**Your objective:** The records below must be output exactly, without pictures.

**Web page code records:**

┄┄┄┄┄┄

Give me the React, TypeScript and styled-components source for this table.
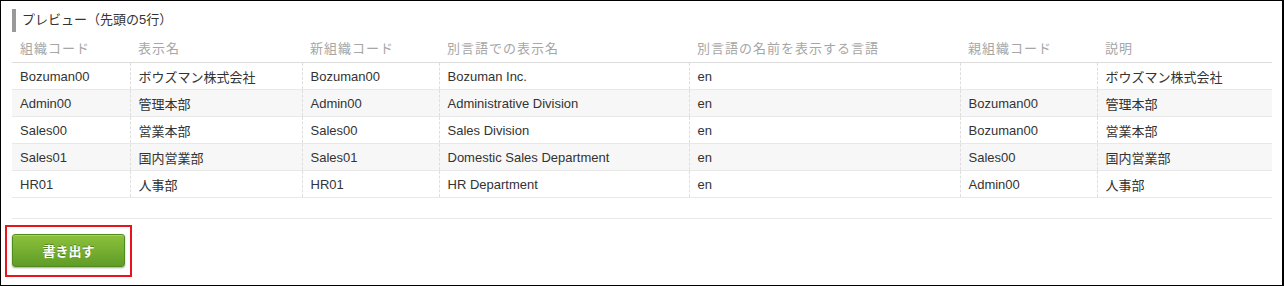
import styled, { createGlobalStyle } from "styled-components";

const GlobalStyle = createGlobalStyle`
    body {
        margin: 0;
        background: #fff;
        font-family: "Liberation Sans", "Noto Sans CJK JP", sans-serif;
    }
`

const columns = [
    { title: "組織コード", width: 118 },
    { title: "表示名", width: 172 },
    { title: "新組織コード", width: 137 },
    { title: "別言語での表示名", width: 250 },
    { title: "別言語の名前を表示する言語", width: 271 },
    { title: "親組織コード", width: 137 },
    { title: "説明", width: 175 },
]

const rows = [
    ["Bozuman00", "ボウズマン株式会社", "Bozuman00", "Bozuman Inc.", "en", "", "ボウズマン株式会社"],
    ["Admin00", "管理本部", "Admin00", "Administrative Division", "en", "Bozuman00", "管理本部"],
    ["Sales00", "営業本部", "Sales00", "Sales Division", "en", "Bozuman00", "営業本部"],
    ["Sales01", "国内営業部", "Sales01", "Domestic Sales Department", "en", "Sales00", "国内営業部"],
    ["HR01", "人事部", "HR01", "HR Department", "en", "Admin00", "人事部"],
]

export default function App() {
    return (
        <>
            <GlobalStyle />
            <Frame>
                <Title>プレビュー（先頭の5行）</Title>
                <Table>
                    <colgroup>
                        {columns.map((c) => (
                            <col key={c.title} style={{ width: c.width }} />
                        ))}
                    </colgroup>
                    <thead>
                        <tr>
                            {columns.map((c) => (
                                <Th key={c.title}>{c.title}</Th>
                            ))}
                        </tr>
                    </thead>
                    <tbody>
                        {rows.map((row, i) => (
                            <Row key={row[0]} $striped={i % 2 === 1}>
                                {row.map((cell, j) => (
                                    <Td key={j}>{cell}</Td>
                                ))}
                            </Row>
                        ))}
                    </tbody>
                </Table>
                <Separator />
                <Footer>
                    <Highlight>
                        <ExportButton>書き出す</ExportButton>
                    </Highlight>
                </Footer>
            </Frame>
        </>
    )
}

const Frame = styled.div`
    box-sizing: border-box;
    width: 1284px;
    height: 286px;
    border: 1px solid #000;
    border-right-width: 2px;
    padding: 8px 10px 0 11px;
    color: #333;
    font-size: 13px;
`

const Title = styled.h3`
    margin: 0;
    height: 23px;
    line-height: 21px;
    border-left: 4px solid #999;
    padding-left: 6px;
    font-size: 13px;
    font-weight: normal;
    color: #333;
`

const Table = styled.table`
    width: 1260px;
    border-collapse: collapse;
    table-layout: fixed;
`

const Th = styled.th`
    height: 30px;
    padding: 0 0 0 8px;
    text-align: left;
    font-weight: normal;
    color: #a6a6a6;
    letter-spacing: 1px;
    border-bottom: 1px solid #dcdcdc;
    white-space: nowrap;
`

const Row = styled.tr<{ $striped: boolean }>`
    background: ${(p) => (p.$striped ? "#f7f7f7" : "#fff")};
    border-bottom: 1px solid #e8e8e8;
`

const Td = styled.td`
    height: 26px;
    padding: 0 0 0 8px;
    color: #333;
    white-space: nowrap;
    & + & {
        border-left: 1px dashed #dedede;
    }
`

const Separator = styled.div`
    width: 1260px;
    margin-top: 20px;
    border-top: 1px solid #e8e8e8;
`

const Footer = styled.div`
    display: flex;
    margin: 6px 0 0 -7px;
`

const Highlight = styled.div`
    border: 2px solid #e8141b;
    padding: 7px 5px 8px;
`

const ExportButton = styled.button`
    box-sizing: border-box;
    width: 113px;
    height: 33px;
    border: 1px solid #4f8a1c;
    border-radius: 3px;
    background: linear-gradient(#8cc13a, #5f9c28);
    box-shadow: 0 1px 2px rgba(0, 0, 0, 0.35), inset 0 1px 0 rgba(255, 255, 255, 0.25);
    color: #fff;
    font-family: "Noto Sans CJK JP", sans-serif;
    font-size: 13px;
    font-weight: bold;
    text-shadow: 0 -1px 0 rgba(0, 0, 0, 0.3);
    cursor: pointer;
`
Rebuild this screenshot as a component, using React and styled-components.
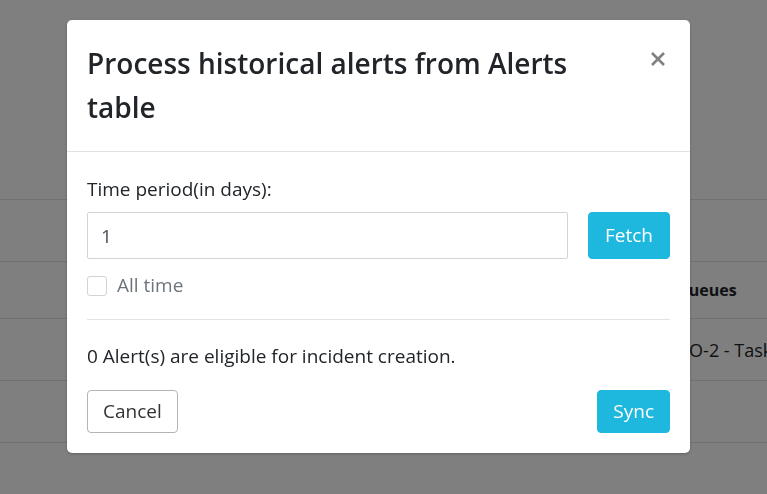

┄┄┄┄┄┄

**The solution:**
Give me the React, TypeScript and styled-components source for this table.
import styled, { createGlobalStyle } from "styled-components";

const GlobalStyle = createGlobalStyle`
    body {
        margin: 0;
        background: #fff;
        font-family: "Liberation Sans", "Noto Sans CJK JP", sans-serif;
    }
`

const columns = [
    { title: "組織コード", width: 118 },
    { title: "表示名", width: 172 },
    { title: "新組織コード", width: 137 },
    { title: "別言語での表示名", width: 250 },
    { title: "別言語の名前を表示する言語", width: 271 },
    { title: "親組織コード", width: 137 },
    { title: "説明", width: 175 },
]

const rows = [
    ["Bozuman00", "ボウズマン株式会社", "Bozuman00", "Bozuman Inc.", "en", "", "ボウズマン株式会社"],
    ["Admin00", "管理本部", "Admin00", "Administrative Division", "en", "Bozuman00", "管理本部"],
    ["Sales00", "営業本部", "Sales00", "Sales Division", "en", "Bozuman00", "営業本部"],
    ["Sales01", "国内営業部", "Sales01", "Domestic Sales Department", "en", "Sales00", "国内営業部"],
    ["HR01", "人事部", "HR01", "HR Department", "en", "Admin00", "人事部"],
]

export default function App() {
    return (
        <>
            <GlobalStyle />
            <Frame>
                <Title>プレビュー（先頭の5行）</Title>
                <Table>
                    <colgroup>
                        {columns.map((c) => (
                            <col key={c.title} style={{ width: c.width }} />
                        ))}
                    </colgroup>
                    <thead>
                        <tr>
                            {columns.map((c) => (
                                <Th key={c.title}>{c.title}</Th>
                            ))}
                        </tr>
                    </thead>
                    <tbody>
                        {rows.map((row, i) => (
                            <Row key={row[0]} $striped={i % 2 === 1}>
                                {row.map((cell, j) => (
                                    <Td key={j}>{cell}</Td>
                                ))}
                            </Row>
                        ))}
                    </tbody>
                </Table>
                <Separator />
                <Footer>
                    <Highlight>
                        <ExportButton>書き出す</ExportButton>
                    </Highlight>
                </Footer>
            </Frame>
        </>
    )
}

const Frame = styled.div`
    box-sizing: border-box;
    width: 1284px;
    height: 286px;
    border: 1px solid #000;
    border-right-width: 2px;
    padding: 8px 10px 0 11px;
    color: #333;
    font-size: 13px;
`

const Title = styled.h3`
    margin: 0;
    height: 23px;
    line-height: 21px;
    border-left: 4px solid #999;
    padding-left: 6px;
    font-size: 13px;
    font-weight: normal;
    color: #333;
`

const Table = styled.table`
    width: 1260px;
    border-collapse: collapse;
    table-layout: fixed;
`

const Th = styled.th`
    height: 30px;
    padding: 0 0 0 8px;
    text-align: left;
    font-weight: normal;
    color: #a6a6a6;
    letter-spacing: 1px;
    border-bottom: 1px solid #dcdcdc;
    white-space: nowrap;
`

const Row = styled.tr<{ $striped: boolean }>`
    background: ${(p) => (p.$striped ? "#f7f7f7" : "#fff")};
    border-bottom: 1px solid #e8e8e8;
`

const Td = styled.td`
    height: 26px;
    padding: 0 0 0 8px;
    color: #333;
    white-space: nowrap;
    & + & {
        border-left: 1px dashed #dedede;
    }
`

const Separator = styled.div`
    width: 1260px;
    margin-top: 20px;
    border-top: 1px solid #e8e8e8;
`

const Footer = styled.div`
    display: flex;
    margin: 6px 0 0 -7px;
`

const Highlight = styled.div`
    border: 2px solid #e8141b;
    padding: 7px 5px 8px;
`

const ExportButton = styled.button`
    box-sizing: border-box;
    width: 113px;
    height: 33px;
    border: 1px solid #4f8a1c;
    border-radius: 3px;
    background: linear-gradient(#8cc13a, #5f9c28);
    box-shadow: 0 1px 2px rgba(0, 0, 0, 0.35), inset 0 1px 0 rgba(255, 255, 255, 0.25);
    color: #fff;
    font-family: "Noto Sans CJK JP", sans-serif;
    font-size: 13px;
    font-weight: bold;
    text-shadow: 0 -1px 0 rgba(0, 0, 0, 0.3);
    cursor: pointer;
`
Rebuild this screenshot as a component, using React and styled-components.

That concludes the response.